Overcoming obstacles

Back in the game: Texas DO helps create custom-fit prostheses for young patient

Todd Dombroski, DO, partners with prosthetist to provide customized attachments for wielding a hockey stick, throwing a ball or riding a bike.

This article was originally published by the University of North Texas Health Science Center.

Isiah Lanphear’s wish list is pretty simple.

The 7-year-old Wisconsin boy says he wants to play baseball, ride his bike and play hockey. But such activities aren’t so easy when you’re missing your right hand.
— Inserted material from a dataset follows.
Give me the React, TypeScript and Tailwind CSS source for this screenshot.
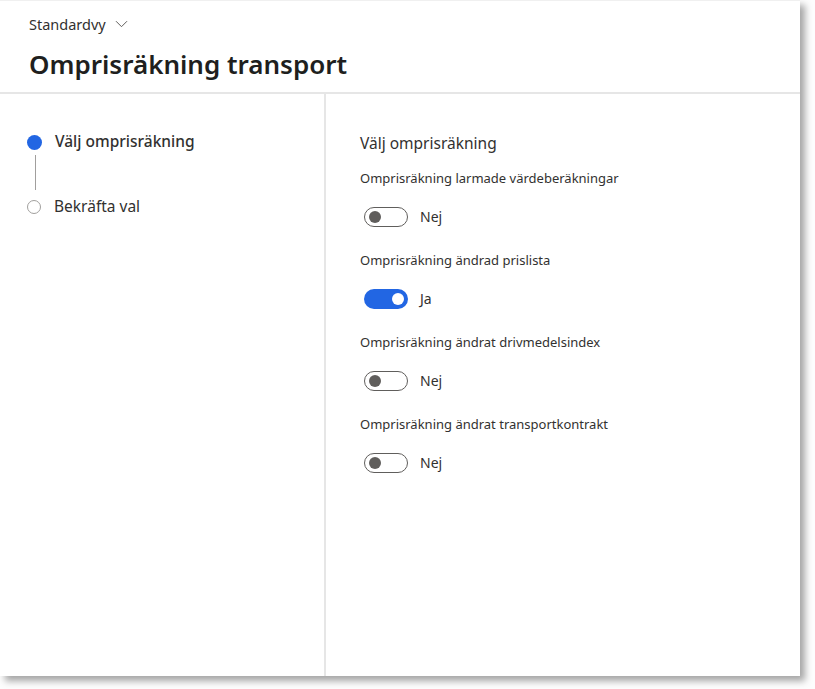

That’s where Todd Dombroski, DO, stepped in. An associate professor of family medicine at the University of North Texas Health Science Center’s Texas College of Osteopathic Medicine, Dr. Dombroski is collaborating with a Fort Worth-area prosthetist to provide Isiah with custom-made attachments that allow him to wield a hockey stick, throw a baseball and safely grip handlebars.
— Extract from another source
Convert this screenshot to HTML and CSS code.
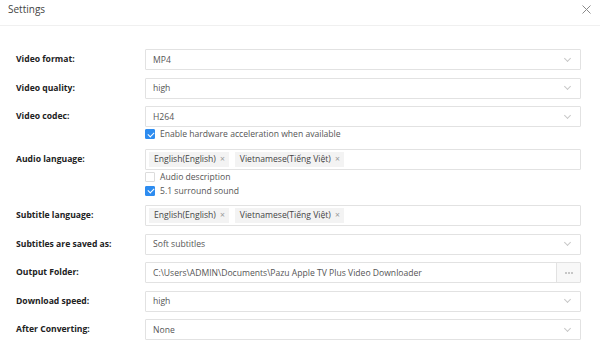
FILE: index.html
```html
<!DOCTYPE html>
<html lang="en">
<head>
    <meta charset="UTF-8">
    <title>Settings</title>
    <link rel="stylesheet" href="styles.css">
</head>
<body>
    <div class="dialog">
        <div class="dialog-header">
            <span class="dialog-title">Settings</span>
            <span class="dialog-close">
                <svg width="9" height="9" viewBox="0 0 9 9"><path d="M0.5 0.5 L8.5 8.5 M8.5 0.5 L0.5 8.5" stroke="#8a8a8a" stroke-width="1" fill="none"/></svg>
            </span>
        </div>

        <div class="form">
            <div class="row">
                <div class="label">Video format:</div>
                <div class="control">
                    <div class="select"><span>MP4</span><i class="chevron"></i></div>
                </div>
            </div>

            <div class="row">
                <div class="label">Video quality:</div>
                <div class="control">
                    <div class="select"><span>high</span><i class="chevron"></i></div>
                </div>
            </div>

            <div class="row">
                <div class="label">Video codec:</div>
                <div class="control">
                    <div class="select"><span>H264</span><i class="chevron"></i></div>
                    <label class="check"><span class="box checked"></span>Enable hardware acceleration when available</label>
                </div>
            </div>

            <div class="row">
                <div class="label">Audio language:</div>
                <div class="control">
                    <div class="multi">
                        <span class="tag">English(English)<b>×</b></span>
                        <span class="tag">Vietnamese(Tiếng Việt)<b>×</b></span>
                    </div>
                    <label class="check"><span class="box"></span>Audio description</label>
                    <label class="check"><span class="box checked"></span>5.1 surround sound</label>
                </div>
            </div>

            <div class="row">
                <div class="label">Subtitle language:</div>
                <div class="control">
                    <div class="multi">
                        <span class="tag">English(English)<b>×</b></span>
                        <span class="tag">Vietnamese(Tiếng Việt)<b>×</b></span>
                    </div>
                </div>
            </div>

            <div class="row">
                <div class="label">Subtitles are saved as:</div>
                <div class="control">
                    <div class="select"><span>Soft subtitles</span><i class="chevron"></i></div>
                </div>
            </div>

            <div class="row">
                <div class="label">Output Folder:</div>
                <div class="control">
                    <div class="path">
                        <span class="path-text">C:\Users\ADMIN\Documents\Pazu Apple TV Plus Video Downloader</span>
                        <span class="path-btn">
                            <svg width="8" height="2" viewBox="0 0 8 2"><circle cx="1" cy="1" r="0.8" fill="#888"/><circle cx="4" cy="1" r="0.8" fill="#888"/><circle cx="7" cy="1" r="0.8" fill="#888"/></svg>
                        </span>
                    </div>
                </div>
            </div>

            <div class="row">
                <div class="label">Download speed:</div>
                <div class="control">
                    <div class="select"><span>high</span><i class="chevron"></i></div>
                </div>
            </div>

            <div class="row">
                <div class="label">After Converting:</div>
                <div class="control">
                    <div class="select"><span>None</span><i class="chevron"></i></div>
                </div>
            </div>
        </div>
    </div>
</body>
</html>
```

FILE: styles.css
```css
:root {
    --text-main: #333333;
    --text-input: #555555;
    --border: #e2e2e2;
    --tag-bg: #f3f3f3;
    --blue: #2d8cf0;
}

* {
    margin: 0;
    padding: 0;
    box-sizing: border-box;
}

body {
    font-family: 'Open Sans', 'Noto Sans', sans-serif;
    font-size: 8.6px;
    color: var(--text-main);
    background: #ffffff;
    width: 600px;
    height: 346px;
    overflow: hidden;
}

.dialog-header {
    height: 26px;
    display: flex;
    align-items: center;
    justify-content: space-between;
    padding: 0 9px 7px 8px;
    border-bottom: 1px solid #f0f0f0;
}

.dialog-title {
    font-size: 10px;
    color: #444;
}

.dialog-close {
    display: flex;
    width: 9px;
    height: 9px;
}

.form {
    padding-top: 23px;
    display: flex;
    flex-direction: column;
    gap: 7.5px;
}

.row {
    display: grid;
    grid-template-columns: 129px 436px;
    padding-left: 16px;
}

.label {
    font-weight: 700;
    line-height: 21px;
    color: #222;
}

.select,
.multi,
.path {
    height: 21px;
    border: 1px solid var(--border);
    border-radius: 1px;
    display: flex;
    align-items: center;
    color: var(--text-input);
}

.select {
    justify-content: space-between;
    padding: 0 10px 0 7px;
}

.chevron {
    width: 5px;
    height: 5px;
    border-right: 1px solid #c8c8c8;
    border-bottom: 1px solid #c8c8c8;
    transform: rotate(45deg);
    margin-top: -3px;
}

.multi {
    padding: 0 3px;
    gap: 6px;
}

.tag {
    background: var(--tag-bg);
    height: 15px;
    line-height: 15px;
    padding: 0 4px 0 5px;
    color: #444;
}

.tag b {
    font-weight: 400;
    color: #999;
    margin-left: 4px;
}

.path-text {
    flex: 1;
    padding-left: 7px;
    white-space: nowrap;
    overflow: hidden;
}

.path-btn {
    width: 24px;
    height: 100%;
    border-left: 1px solid var(--border);
    background: #f8f8f8;
    display: flex;
    align-items: center;
    justify-content: center;
}

.check {
    display: flex;
    align-items: center;
    height: 14px;
    gap: 5px;
    color: var(--text-input);
}

.box {
    width: 10px;
    height: 10px;
    border: 1px solid #dcdcdc;
    border-radius: 1px;
    position: relative;
}

.box.checked {
    background: var(--blue);
    border-color: var(--blue);
}

.box.checked::after {
    content: '';
    position: absolute;
    left: 2.5px;
    top: 0.5px;
    width: 3px;
    height: 5px;
    border-right: 1.5px solid #fff;
    border-bottom: 1.5px solid #fff;
    transform: rotate(45deg);
}
```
“I made a promise to Isiah that I would figure out a way for him to play hockey, ride his bicycle and hit a baseball,” Dr. Dombroski said. “I was able to establish the network, machines and personnel to undertake the first phase, hockey, which takes minimal wrist movement.”

A retired colonel who came to UNTHSC in 2014 after more than two decades in the U.S. Army, Dr. Dombroski already has established a Department of Defense-funded apprenticeship program that trains veterans to make prosthetics. With assistance from the Massachusetts engineering firm Mentis Sciences, he also has secured a computerized alignment machine used for making lower limb prosthetics.
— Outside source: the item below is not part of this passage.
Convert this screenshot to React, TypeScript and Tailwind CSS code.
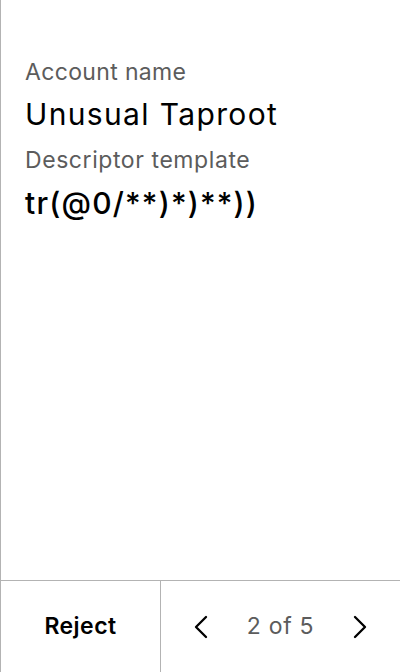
import { ChevronLeft, ChevronRight } from 'lucide-react';

export default function App() {
  return (
    <div
      className="w-[400px] h-[672px] flex flex-col bg-white border-l border-[#b3b3b3] text-black"
      style={{ fontFamily: 'Inter, "Noto Sans", sans-serif' }}
    >
      <div className="flex-1 px-6 pt-[57px]">
        <div className="text-[23px] leading-[30px] tracking-[0.015em] text-[#5c5c5c]">Account name</div>
        <div className="text-[30px] leading-[40px] tracking-[0.045em] mt-[7px]">Unusual Taproot</div>
        <div className="text-[23px] leading-[30px] tracking-[0.025em] text-[#5c5c5c] mt-[11px]">Descriptor template</div>
        <div className="text-[30px] leading-[40px] tracking-[0.04em] font-medium mt-[8px]">tr(@0/**)*)**))</div>
      </div>
      <div className="h-[92px] flex border-t border-[#b3b3b3]">
        <button className="w-[160px] border-r border-[#b3b3b3] text-[23px] tracking-[0.02em] font-semibold">Reject</button>
        <div className="flex-1 flex items-center justify-between px-5">
          <ChevronLeft className="w-10 h-10" strokeWidth={1.4} />
          <span className="text-[23px] tracking-[0.03em] text-[#5c5c5c]">2 of 5</span>
          <ChevronRight className="w-10 h-10" strokeWidth={1.4} />
        </div>
      </div>
    </div>
  );
}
Isiah Lanphear with Dr. Dombroski.

His relationship with Isiah dates to 2014, when the two met while Dr. Dombroski was working as a medical 3D printing consultant at Oak Ridge National Laboratory in Tennessee. A year earlier, Isiah had lost his hand in a riding lawnmower accident on his family’s 22-acre property near Green Bay, Wis.

The accident was devastating to Isiah and his mother, Lisa Lanphear, but, ultimately, the boy proved resilient. He immediately wanted to resume riding his bicycle.

“Amputation does not define him,” Lanphear said. “He already was riding a bike when he first lost his hand. Afterward, we attached a cup on the handlebar that he stuck his nub into, but it wasn’t satisfactory.

“He just wants to do what all boys want to do.”

Creating comfortable, custom-fit prostheses for amputees is never simple – and for children it’s more complicated. They quickly can outgrow them. If the material is too heavy or cumbersome, the prosthesis is uncomfortable and the child may refuse to use it.

It’s a difficult challenge, but UNTHSC was up to the task. Isiah recently was fitted for a custom hockey attachment – painted black with orange flames. His mom says the hand attachment even helps him move faster on the ice.

Phase two will be a new 3D-printed wrist so he can use a baseball bat and ride his bicycle on the rough trails near his home.

“I don’t know whether Isiah’s more excited, or his hockey coach,” Lanphear said. “It’s a great improvement, and Dr. Dombroski was instrumental.”